• The task
Retype each line exactly. Skip images.

• Recorded data
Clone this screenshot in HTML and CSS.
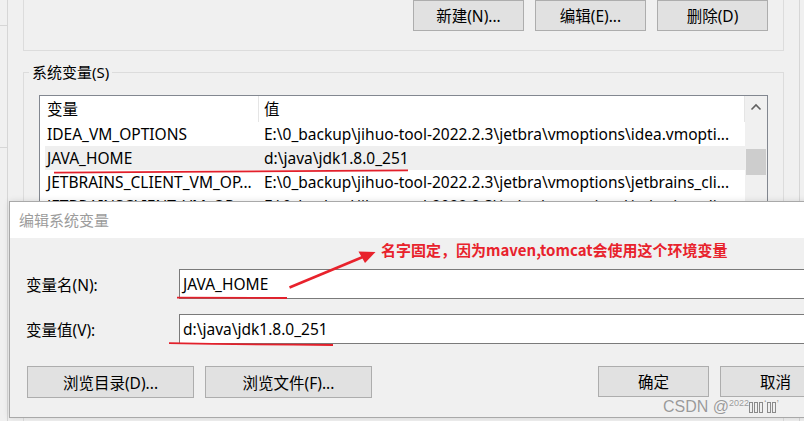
FILE: index.html
```html
<!DOCTYPE html>
<html lang="zh-CN">
<head>
<meta charset="utf-8">
<title>编辑系统变量</title>
<link rel="stylesheet" href="styles.css">
</head>
<body>
<div class="desk">
  <div class="behind">
    <div class="behind-line"></div>
    <div class="behind-line second"></div>
  </div>
  <div class="envwin">
    <div class="group-top">
      <button class="btn btn-sm">新建(N)...</button>
      <button class="btn btn-sm">编辑(E)...</button>
      <button class="btn btn-sm">删除(D)</button>
    </div>
    <fieldset class="group-sys">
      <legend>系统变量(S)</legend>
      <div class="listbox">
        <div class="list-main">
          <div class="list-head">
            <div class="hcell h1">变量</div>
            <div class="hcell h2">值</div>
          </div>
          <div class="row">
            <div class="r1">IDEA_VM_OPTIONS</div>
            <div class="r2">E:\0_backup\jihuo-tool-2022.2.3\jetbra\vmoptions\idea.vmopti...</div>
          </div>
          <div class="row sel">
            <div class="r1">JAVA_HOME</div>
            <div class="r2">d:\java\jdk1.8.0_251</div>
          </div>
          <div class="row">
            <div class="r1">JETBRAINS_CLIENT_VM_OP...</div>
            <div class="r2">E:\0_backup\jihuo-tool-2022.2.3\jetbra\vmoptions\jetbrains_cli...</div>
          </div>
          <div class="row">
            <div class="r1">JETBRAINSCLIENT_VM_OP...</div>
            <div class="r2">E:\0_backup\jihuo-tool-2022.2.3\jetbra\vmoptions\jetbrains_cli...</div>
          </div>
        </div>
        <div class="scrollbar">
          <svg class="sb-arrow" width="22" height="22" viewBox="0 0 22 22"><path d="M6.5 13.5 L11 9 L15.5 13.5" fill="none" stroke="#606060" stroke-width="1.6"/></svg>
          <div class="thumb"></div>
        </div>
      </div>
    </fieldset>
  </div>
</div>

<div class="dialog">
  <div class="dlg-title">编辑系统变量</div>
  <div class="dlg-body">
    <div class="field">
      <label>变量名(N):</label>
      <div class="input">JAVA_HOME</div>
    </div>
    <div class="field">
      <label>变量值(V):</label>
      <div class="input">d:\java\jdk1.8.0_251</div>
    </div>
    <div class="dlg-buttons">
      <button class="btn btn-wide">浏览目录(D)...</button>
      <button class="btn btn-wide">浏览文件(F)...</button>
      <div class="spacer"></div>
      <button class="btn btn-sm">确定</button>
      <button class="btn btn-sm">取消</button>
    </div>
  </div>
</div>

<svg class="marks" width="804" height="421" viewBox="0 0 804 421">
  <path d="M54 172.6 Q230 172 408 170.4" fill="none" stroke="#e3202b" stroke-width="1.8"/>
  <path d="M177 297.6 L287 298" fill="none" stroke="#e3202b" stroke-width="1.8"/>
  <path d="M169 343.2 Q250 344.6 333 345" fill="none" stroke="#e3202b" stroke-width="1.8"/>
  <path d="M289.5 287.5 L364 256.5" fill="none" stroke="#e8222c" stroke-width="2.6"/>
  <polygon points="375.5,252 358.5,251.5 365,263" fill="#e8222c"/>
</svg>

<div class="note">名字固定，因为maven,tomcat会使用这个环境变量</div>

<div class="watermark">CSDN @<span class="sup">2022</span><span class="tofu"></span><span class="tofu"></span><span class="tofu"></span><span class="tick">‘</span><span class="tofu"></span><span class="tofu"></span><span class="tick">’</span></div>
</body>
</html>
```
FILE: styles.css
```css
* { box-sizing: border-box; }
html, body { margin: 0; padding: 0; }
body {
  width: 804px;
  height: 421px;
  overflow: hidden;
  position: relative;
  background: #f0f0f0;
  font-family: "Noto Sans", "Noto Sans CJK SC", sans-serif;
  font-size: 15.5px;
  color: #000;
}

.desk { display: flex; height: 421px; }

.behind {
  width: 8px;
  flex: none;
  border-right: 1px solid #d6d6d6;
  padding-top: 25px;
}
.behind-line { height: 1px; background: #d6d6d6; }
.behind-line.second { margin-top: 121px; }

.envwin {
  width: 792px;
  flex: none;
  border-right: 1px solid #d6d6d6;
  padding-left: 15px;
}

.btn {
  font: inherit;
  color: #000;
  background: #e1e1e1;
  border: 1px solid #adadad;
  padding: 0;
  margin: 0;
  white-space: nowrap;
}
.btn-sm { width: 111px; height: 31px; }
.btn-wide { width: 167px; height: 32px; }

.group-top {
  width: 761px;
  height: 51px;
  border: 1px solid #dcdcdc;
  border-top: none;
  display: flex;
  justify-content: flex-end;
  align-items: flex-end;
  gap: 11px;
  padding: 0 15px 19px 0;
}

.group-sys {
  margin: 11px 0 0;
  width: 761px;
  height: 400px;
  border: 1px solid #dcdcdc;
  padding: 13px 15px 0;
  min-width: 0;
}
.group-sys legend {
  margin-left: -10px;
  padding: 0 3px;
  line-height: 20px;
  font-size: 15px;
}

.listbox {
  display: flex;
  width: 729px;
  height: 300px;
  border: 1px solid #828790;
  background: #fff;
}
.list-main { width: 705px; flex: none; }
.list-head { display: flex; height: 26px; }
.hcell {
  height: 26px;
  line-height: 26px;
  border-right: 1px solid #e5e5e5;
  white-space: nowrap;
}
.h1 { width: 219px; padding-left: 7px; }
.h2 { width: 486px; padding-left: 5px; }

.row {
  display: flex;
  height: 24px;
  line-height: 24px;
  margin-left: 5px;
  width: 700px;
  white-space: nowrap;
}
.row.sel { background: #efefef; }
.r1 { width: 213px; flex: none; padding-left: 2px; overflow: hidden; }
.r2 { flex: 1; padding-left: 6px; overflow: hidden; }

.scrollbar {
  width: 22px;
  flex: none;
  background: #f0f0f0;
}
.sb-arrow { display: block; }
.thumb {
  margin: 31px 0 0 1px;
  width: 20px;
  height: 26px;
  background: #cdcdcd;
}

.dialog {
  position: absolute;
  left: 9px;
  top: 201px;
  width: 839px;
  height: 217px;
  border: 1px solid #a9a9a9;
  background: #f0f0f0;
  box-shadow: 0 0 6px rgba(0, 0, 0, 0.12);
}
.dlg-title {
  height: 36px;
  line-height: 36px;
  background: #fff;
  padding-left: 9px;
  color: #9c9c9c;
  font-size: 15px;
}
.dlg-body { padding: 31px 16px 0 16px; }
.field { display: flex; align-items: center; height: 30px; }
.field + .field { margin-top: 15px; }
.field label { width: 153px; flex: none; }
.field .input {
  flex: 1;
  height: 30px;
  line-height: 28px;
  border: 1px solid #7a7a7a;
  background: #fff;
  padding-left: 3px;
}
.dlg-buttons {
  display: flex;
  gap: 11px;
  margin-top: 22px;
  padding-left: 1px;
}
.spacer { flex: 1; }

.marks {
  position: absolute;
  left: 0;
  top: 0;
  pointer-events: none;
}

.note {
  position: absolute;
  left: 381px;
  top: 240px;
  font-family: "Noto Sans CJK SC", "Liberation Sans", sans-serif;
  font-size: 15px;
  line-height: 20px;
  font-weight: bold;
  color: #e8222c;
  white-space: nowrap;
}

.watermark {
  position: absolute;
  left: 663px;
  top: 392px;
  font-family: "Liberation Sans", "Noto Sans", sans-serif;
  font-size: 16px;
  line-height: 22px;
  color: #9a9a9a;
  white-space: nowrap;
  text-shadow: 0 0 1px rgba(255, 255, 255, 0.8);
}
.watermark .sup {
  font-size: 9px;
  vertical-align: 6px;
}
.watermark .tofu {
  display: inline-block;
  width: 4px;
  height: 11px;
  border: 1px solid #8a8a8a;
  margin-right: 1px;
  vertical-align: -1px;
}
.watermark .tick { font-size: 11px; vertical-align: 4px; }
```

• Reply
Clone this screenshot in HTML and CSS.
FILE: index.html
```html
<!DOCTYPE html>
<html lang="zh-CN">
<head>
<meta charset="utf-8">
<title>编辑系统变量</title>
<link rel="stylesheet" href="styles.css">
</head>
<body>
<div class="desk">
  <div class="behind">
    <div class="behind-line"></div>
    <div class="behind-line second"></div>
  </div>
  <div class="envwin">
    <div class="group-top">
      <button class="btn btn-sm">新建(N)...</button>
      <button class="btn btn-sm">编辑(E)...</button>
      <button class="btn btn-sm">删除(D)</button>
    </div>
    <fieldset class="group-sys">
      <legend>系统变量(S)</legend>
      <div class="listbox">
        <div class="list-main">
          <div class="list-head">
            <div class="hcell h1">变量</div>
            <div class="hcell h2">值</div>
          </div>
          <div class="row">
            <div class="r1">IDEA_VM_OPTIONS</div>
            <div class="r2">E:\0_backup\jihuo-tool-2022.2.3\jetbra\vmoptions\idea.vmopti...</div>
          </div>
          <div class="row sel">
            <div class="r1">JAVA_HOME</div>
            <div class="r2">d:\java\jdk1.8.0_251</div>
          </div>
          <div class="row">
            <div class="r1">JETBRAINS_CLIENT_VM_OP...</div>
            <div class="r2">E:\0_backup\jihuo-tool-2022.2.3\jetbra\vmoptions\jetbrains_cli...</div>
          </div>
          <div class="row">
            <div class="r1">JETBRAINSCLIENT_VM_OP...</div>
            <div class="r2">E:\0_backup\jihuo-tool-2022.2.3\jetbra\vmoptions\jetbrains_cli...</div>
          </div>
        </div>
        <div class="scrollbar">
          <svg class="sb-arrow" width="22" height="22" viewBox="0 0 22 22"><path d="M6.5 13.5 L11 9 L15.5 13.5" fill="none" stroke="#606060" stroke-width="1.6"/></svg>
          <div class="thumb"></div>
        </div>
      </div>
    </fieldset>
  </div>
</div>

<div class="dialog">
  <div class="dlg-title">编辑系统变量</div>
  <div class="dlg-body">
    <div class="field">
      <label>变量名(N):</label>
      <div class="input">JAVA_HOME</div>
    </div>
    <div class="field">
      <label>变量值(V):</label>
      <div class="input">d:\java\jdk1.8.0_251</div>
    </div>
    <div class="dlg-buttons">
      <button class="btn btn-wide">浏览目录(D)...</button>
      <button class="btn btn-wide">浏览文件(F)...</button>
      <div class="spacer"></div>
      <button class="btn btn-sm">确定</button>
      <button class="btn btn-sm">取消</button>
    </div>
  </div>
</div>

<svg class="marks" width="804" height="421" viewBox="0 0 804 421">
  <path d="M54 172.6 Q230 172 408 170.4" fill="none" stroke="#e3202b" stroke-width="1.8"/>
  <path d="M177 297.6 L287 298" fill="none" stroke="#e3202b" stroke-width="1.8"/>
  <path d="M169 343.2 Q250 344.6 333 345" fill="none" stroke="#e3202b" stroke-width="1.8"/>
  <path d="M289.5 287.5 L364 256.5" fill="none" stroke="#e8222c" stroke-width="2.6"/>
  <polygon points="375.5,252 358.5,251.5 365,263" fill="#e8222c"/>
</svg>

<div class="note">名字固定，因为maven,tomcat会使用这个环境变量</div>

<div class="watermark">CSDN @<span class="sup">2022</span><span class="tofu"></span><span class="tofu"></span><span class="tofu"></span><span class="tick">‘</span><span class="tofu"></span><span class="tofu"></span><span class="tick">’</span></div>
</body>
</html>
```
FILE: styles.css
```css
* { box-sizing: border-box; }
html, body { margin: 0; padding: 0; }
body {
  width: 804px;
  height: 421px;
  overflow: hidden;
  position: relative;
  background: #f0f0f0;
  font-family: "Noto Sans", "Noto Sans CJK SC", sans-serif;
  font-size: 15.5px;
  color: #000;
}

.desk { display: flex; height: 421px; }

.behind {
  width: 8px;
  flex: none;
  border-right: 1px solid #d6d6d6;
  padding-top: 25px;
}
.behind-line { height: 1px; background: #d6d6d6; }
.behind-line.second { margin-top: 121px; }

.envwin {
  width: 792px;
  flex: none;
  border-right: 1px solid #d6d6d6;
  padding-left: 15px;
}

.btn {
  font: inherit;
  color: #000;
  background: #e1e1e1;
  border: 1px solid #adadad;
  padding: 0;
  margin: 0;
  white-space: nowrap;
}
.btn-sm { width: 111px; height: 31px; }
.btn-wide { width: 167px; height: 32px; }

.group-top {
  width: 761px;
  height: 51px;
  border: 1px solid #dcdcdc;
  border-top: none;
  display: flex;
  justify-content: flex-end;
  align-items: flex-end;
  gap: 11px;
  padding: 0 15px 19px 0;
}

.group-sys {
  margin: 11px 0 0;
  width: 761px;
  height: 400px;
  border: 1px solid #dcdcdc;
  padding: 13px 15px 0;
  min-width: 0;
}
.group-sys legend {
  margin-left: -10px;
  padding: 0 3px;
  line-height: 20px;
  font-size: 15px;
}

.listbox {
  display: flex;
  width: 729px;
  height: 300px;
  border: 1px solid #828790;
  background: #fff;
}
.list-main { width: 705px; flex: none; }
.list-head { display: flex; height: 26px; }
.hcell {
  height: 26px;
  line-height: 26px;
  border-right: 1px solid #e5e5e5;
  white-space: nowrap;
}
.h1 { width: 219px; padding-left: 7px; }
.h2 { width: 486px; padding-left: 5px; }

.row {
  display: flex;
  height: 24px;
  line-height: 24px;
  margin-left: 5px;
  width: 700px;
  white-space: nowrap;
}
.row.sel { background: #efefef; }
.r1 { width: 213px; flex: none; padding-left: 2px; overflow: hidden; }
.r2 { flex: 1; padding-left: 6px; overflow: hidden; }

.scrollbar {
  width: 22px;
  flex: none;
  background: #f0f0f0;
}
.sb-arrow { display: block; }
.thumb {
  margin: 31px 0 0 1px;
  width: 20px;
  height: 26px;
  background: #cdcdcd;
}

.dialog {
  position: absolute;
  left: 9px;
  top: 201px;
  width: 839px;
  height: 217px;
  border: 1px solid #a9a9a9;
  background: #f0f0f0;
  box-shadow: 0 0 6px rgba(0, 0, 0, 0.12);
}
.dlg-title {
  height: 36px;
  line-height: 36px;
  background: #fff;
  padding-left: 9px;
  color: #9c9c9c;
  font-size: 15px;
}
.dlg-body { padding: 31px 16px 0 16px; }
.field { display: flex; align-items: center; height: 30px; }
.field + .field { margin-top: 15px; }
.field label { width: 153px; flex: none; }
.field .input {
  flex: 1;
  height: 30px;
  line-height: 28px;
  border: 1px solid #7a7a7a;
  background: #fff;
  padding-left: 3px;
}
.dlg-buttons {
  display: flex;
  gap: 11px;
  margin-top: 22px;
  padding-left: 1px;
}
.spacer { flex: 1; }

.marks {
  position: absolute;
  left: 0;
  top: 0;
  pointer-events: none;
}

.note {
  position: absolute;
  left: 381px;
  top: 240px;
  font-family: "Noto Sans CJK SC", "Liberation Sans", sans-serif;
  font-size: 15px;
  line-height: 20px;
  font-weight: bold;
  color: #e8222c;
  white-space: nowrap;
}

.watermark {
  position: absolute;
  left: 663px;
  top: 392px;
  font-family: "Liberation Sans", "Noto Sans", sans-serif;
  font-size: 16px;
  line-height: 22px;
  color: #9a9a9a;
  white-space: nowrap;
  text-shadow: 0 0 1px rgba(255, 255, 255, 0.8);
}
.watermark .sup {
  font-size: 9px;
  vertical-align: 6px;
}
.watermark .tofu {
  display: inline-block;
  width: 4px;
  height: 11px;
  border: 1px solid #8a8a8a;
  margin-right: 1px;
  vertical-align: -1px;
}
.watermark .tick { font-size: 11px; vertical-align: 4px; }
```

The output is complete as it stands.